Labor Day is more than a way to mark the end of summer, or a three-day weekend to get in the last trip to the beach. Labor Day is a time of reflection, remembrance, and celebration of those people who have fought for workers' rights.
The history of workers' fight is also the history of LGBT labor. The common struggle of the LGBT community and the Labor Movement goes back to at least the 1930s, when the National Union of Marine Cooks and Stewards (NUMCS) elected a vice president, Stephen Blair, who was openly gay.
In 1948, Harry Hay, a longshoreman from the Bay Area in California, founded the Mattachine Society, one of the first gay rights organizations.
By the mid-1970s, the great Harvey Milk and the Teamsters banded together for the Coors beer boycotts and Harvey's successful bid for San Francisco Supervisor.

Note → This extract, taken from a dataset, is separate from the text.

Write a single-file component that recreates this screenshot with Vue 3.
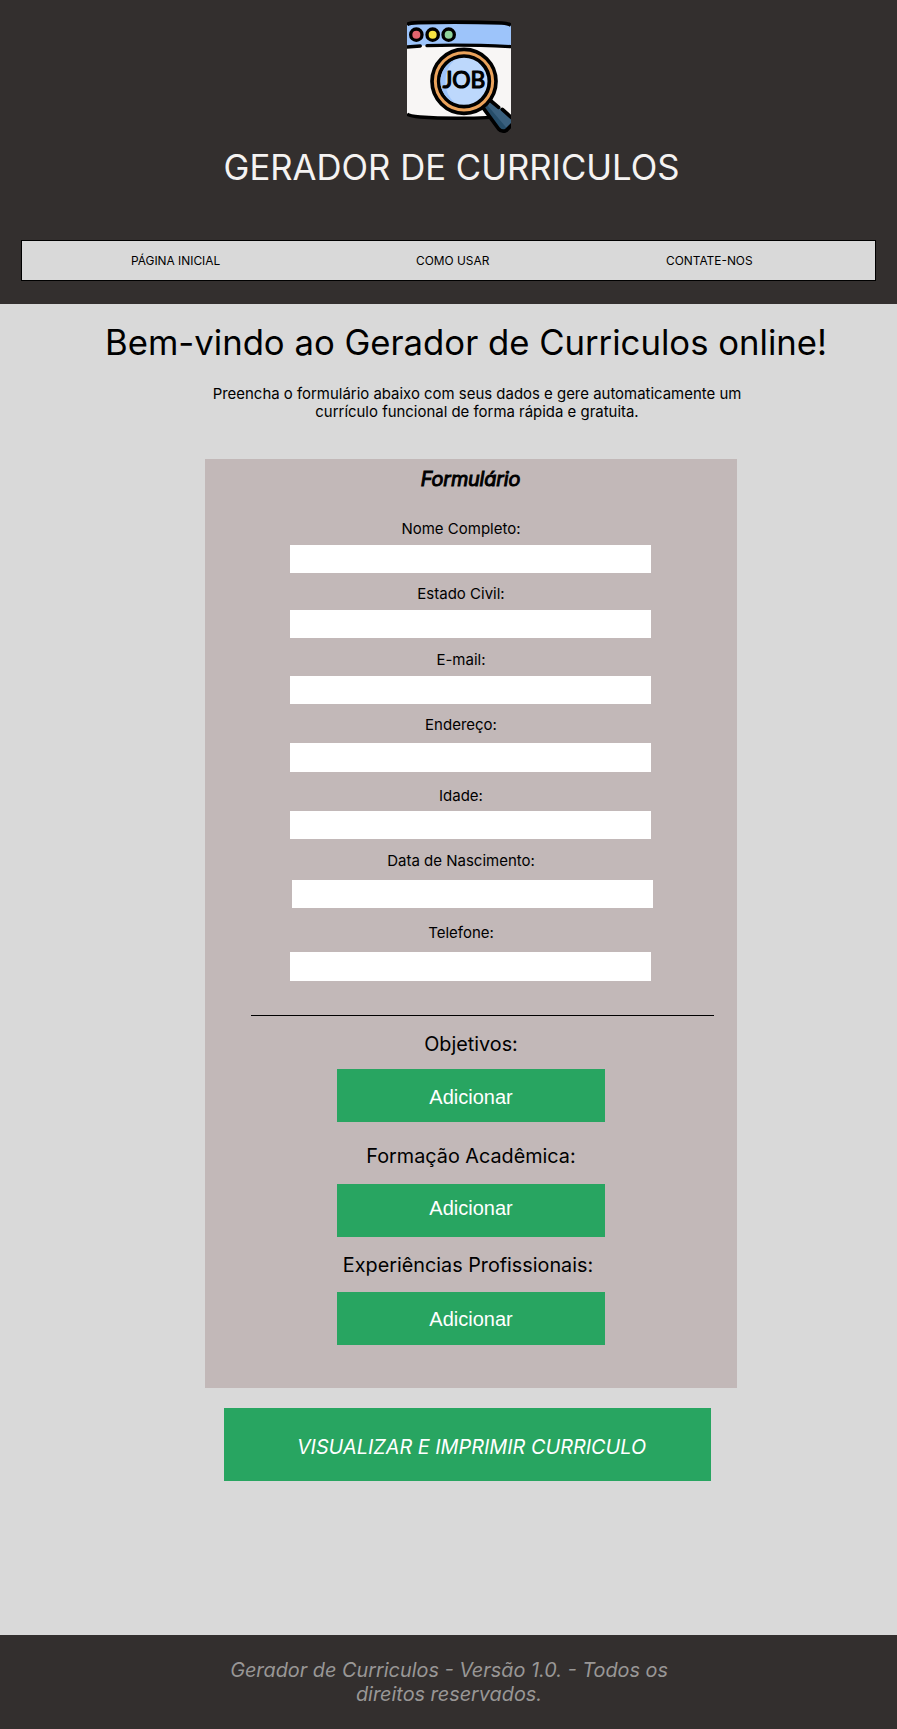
<script setup>
const links = ['PÁGINA INICIAL', 'COMO USAR', 'CONTATE-NOS']

const fields = [
  { id: 'nome', label: 'Nome Completo:' },
  { id: 'civil', label: 'Estado Civil:' },
  { id: 'email', label: 'E-mail:' },
  { id: 'endereco', label: 'Endereço:' },
  { id: 'idade', label: 'Idade:' },
  { id: 'nascimento', label: 'Data de Nascimento:' },
  { id: 'telefone', label: 'Telefone:' },
]

const sections = [
  { id: 'objetivos', label: 'Objetivos:' },
  { id: 'formacao', label: 'Formação Acadêmica:' },
  { id: 'experiencias', label: 'Experiências Profissionais:' },
]
</script>

<template>
  <div class="page">
    <header class="header">
      <svg class="logo" viewBox="36 30 312 342" aria-hidden="true">
        <path d="M36 105 L36 314 Q60 320 130 323 Q230 327 348 319 L348 105Z" fill="#f8f6f5" />
        <path d="M36 42 Q190 34 348 44 L348 110 Q190 100 36 109Z" fill="#9dc4fa" />
        <path d="M36 44 Q42 39 70 38 Q190 34 320 39 Q340 40 348 46" fill="none" stroke="#000" stroke-width="11" />
        <path d="M36 111 L76 108 M96 107 Q200 103 348 110" fill="none" stroke="#000" stroke-width="10" stroke-linecap="round" />
        <path d="M36 312 Q42 318 75 321 Q170 328 292 322" fill="none" stroke="#000" stroke-width="10" />
        <g stroke="#000" stroke-width="10">
          <circle cx="64" cy="74" r="17" fill="#e3646e" />
          <circle cx="113" cy="74" r="17" fill="#f6e341" />
          <circle cx="161" cy="74" r="17" fill="#8fd39b" />
        </g>
        <path d="M266 295 L290 274 L350 323 L350 346 L334 362 Q324 367 314 358Z" fill="#3a607e" />
        <path d="M266 295 L277 286 L338 358 L330 364 Q322 366 314 358Z" fill="#264d69" />
        <path d="M264 293 L311 357 Q321 368 334 361 L352 343 M288 273 L311 292 M322 298 L352 325" fill="none" stroke="#000" stroke-width="11" stroke-linecap="round" stroke-linejoin="round" />
        <circle cx="207" cy="214" r="96" fill="#eaa25b" stroke="#000" stroke-width="11" />
        <circle cx="207" cy="214" r="76" fill="#bdd8fc" stroke="#000" stroke-width="11" />
        <path d="M180 149 A70 70 0 0 0 180 279 Q151 255 151 214 Q151 173 180 149Z" fill="#9dc4fa" />
        <text class="logo-text" x="143" y="235" textLength="128" lengthAdjust="spacingAndGlyphs">JOB</text>
      </svg>
      <h1 class="title">GERADOR DE CURRICULOS</h1>
      <nav class="nav">
        <a v-for="link in links" :key="link" class="nav-link">{{ link }}</a>
      </nav>
    </header>

    <main class="main">
      <h2 class="welcome">Bem-vindo ao Gerador de Curriculos online!</h2>
      <p class="intro">
        Preencha o formulário abaixo com seus dados e gere automaticamente um<br />currículo funcional de forma rápida e gratuita.
      </p>

      <form class="panel" @submit.prevent>
        <h3 class="panel-title">Formulário</h3>
        <div class="fields">
          <div v-for="f in fields" :key="f.id" class="field" :class="f.id">
            <label class="label" :for="f.id">{{ f.label }}</label>
            <input :id="f.id" class="input" type="text" />
          </div>
        </div>
        <hr class="rule" />
        <section v-for="s in sections" :key="s.id" class="section" :class="s.id">
          <h4 class="section-title">{{ s.label }}</h4>
          <button class="add" type="button">Adicionar</button>
        </section>
      </form>

      <button class="print" type="button">VISUALIZAR E IMPRIMIR CURRICULO</button>
    </main>

    <footer class="footer">
      Gerador de Curriculos - Versão 1.0. - Todos os<br />direitos reservados.
    </footer>
  </div>
</template>

<style>
body {
  margin: 0;
  background: #d9d9d9;
}
</style>

<style scoped>
.page {
  display: flex;
  flex-direction: column;
  width: 897px;
  height: 1729px;
  overflow: hidden;
  background: #d9d9d9;
  color: #000;
  font-family: Inter, sans-serif;
}
h1, h2, h3, h4, p {
  margin: 0;
  font-weight: 400;
}
button {
  border: 0;
  font-family: inherit;
}
.header {
  box-sizing: border-box;
  display: flex;
  flex-direction: column;
  height: 304px;
  padding: 20px 21px 0;
  background: #332f2e;
}
.logo {
  width: 104px;
  height: 114px;
  margin-left: 386px;
}
.logo-text {
  font-family: Lato, sans-serif;
  font-size: 67px;
  font-weight: 400;
  stroke: #000;
  stroke-width: 3.5;
  stroke-linecap: round;
  stroke-linejoin: round;
}
.title {
  margin-top: 11px;
  padding-left: 6px;
  font-size: 34.7px;
  line-height: 44px;
  text-align: center;
  color: #f5f3f2;
}
.nav {
  box-sizing: border-box;
  display: flex;
  height: 41px;
  margin-top: 51px;
  padding: 12px 0 0 109px;
  border: 1px solid #000;
  background: #d9d9d9;
  font-size: 11.9px;
  line-height: 15px;
}
.nav-link:nth-child(1) {
  width: 285px;
}
.nav-link:nth-child(2) {
  width: 250px;
}
.main {
  flex: 1;
}
.welcome {
  margin-top: 16px;
  padding-left: 35px;
  font-size: 34.7px;
  line-height: 44px;
  text-align: center;
  white-space: nowrap;
}
.intro {
  margin-top: 21px;
  padding-left: 57px;
  font-size: 14.95px;
  line-height: 18px;
  text-align: center;
}
.panel {
  display: flex;
  flex-direction: column;
  align-items: center;
  width: 532px;
  height: 929px;
  margin: 38px 0 0 205px;
  background: #c2b8b8;
}
.panel-title {
  margin-top: 8px;
  margin-right: 1px;
  font-size: 19.8px;
  font-style: italic;
  letter-spacing: -0.16px;
  line-height: 24px;
  -webkit-text-stroke: 1px #000;
}
.fields {
  width: 361px;
  margin-top: 28px;
  margin-right: 1px;
}
.field {
  display: flex;
  flex-direction: column;
  gap: 7px;
}
.label {
  margin-right: 19px;
  font-size: 15px;
  line-height: 19px;
  text-align: center;
}
.input {
  box-sizing: border-box;
  width: 361px;
  height: 28px;
  padding: 0 8px;
  border: 0;
  background: #fff;
}
.civil,
.endereco {
  margin-top: 11px;
}
.email,
.nascimento {
  margin-top: 12px;
}
.endereco {
  gap: 9px;
}
.idade {
  gap: 6px;
  margin-top: 14px;
}
.nascimento {
  gap: 10px;
}
.nascimento .input {
  margin-left: 2px;
}
.telefone {
  gap: 10px;
  margin-top: 15px;
}
.endereco .input,
.telefone .input {
  height: 29px;
}
.rule {
  width: 463px;
  height: 1px;
  margin: 34px 0 0 23px;
  border: 0;
  background: #000;
}
.section {
  display: flex;
  flex-direction: column;
  align-items: center;
}
.section-title {
  font-size: 19.8px;
  line-height: 24px;
}
.add {
  width: 268px;
  height: 53px;
  padding: 0;
  background: #28a561;
  color: #fff;
  font-family: "Liberation Sans", Arial, sans-serif;
  font-size: 20px;
  line-height: 24px;
}
.objetivos {
  gap: 13px;
  margin-top: 16px;
}
.objetivos .add {
  padding-top: 3px;
}
.formacao {
  gap: 16px;
  margin-top: 22px;
}
.formacao .add {
  padding-bottom: 5px;
}
.experiencias {
  gap: 15px;
  margin-top: 16px;
}
.experiencias .section-title {
  margin-right: 6px;
}
.print {
  display: block;
  width: 487px;
  height: 73px;
  margin: 20px 0 0 224px;
  padding: 5px 0 0 8px;
  background: #28a561;
  color: #fff;
  font-size: 19.85px;
  font-style: italic;
  line-height: 24px;
}
.footer {
  box-sizing: border-box;
  height: 94px;
  padding: 23px 0 0 1px;
  background: #332f2e;
  color: #999796;
  font-size: 19.85px;
  font-style: italic;
  line-height: 24px;
  text-align: center;
}
</style>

Labor and the LGBT community repeated this success when they worked together to defeat the Briggs Initiative, which sought to ban gay people from teaching in California public schools.
In more recent times, organized labor has called for the repeal of the Defense of Marriage Act and, to date, over 60 labor unions have endorsed the Employment Non-Discrimination Act to ban discrimination on the basis of sexual orientation and gender identity.
On this Labor Day, all of us must stand for LGBT workers' rights.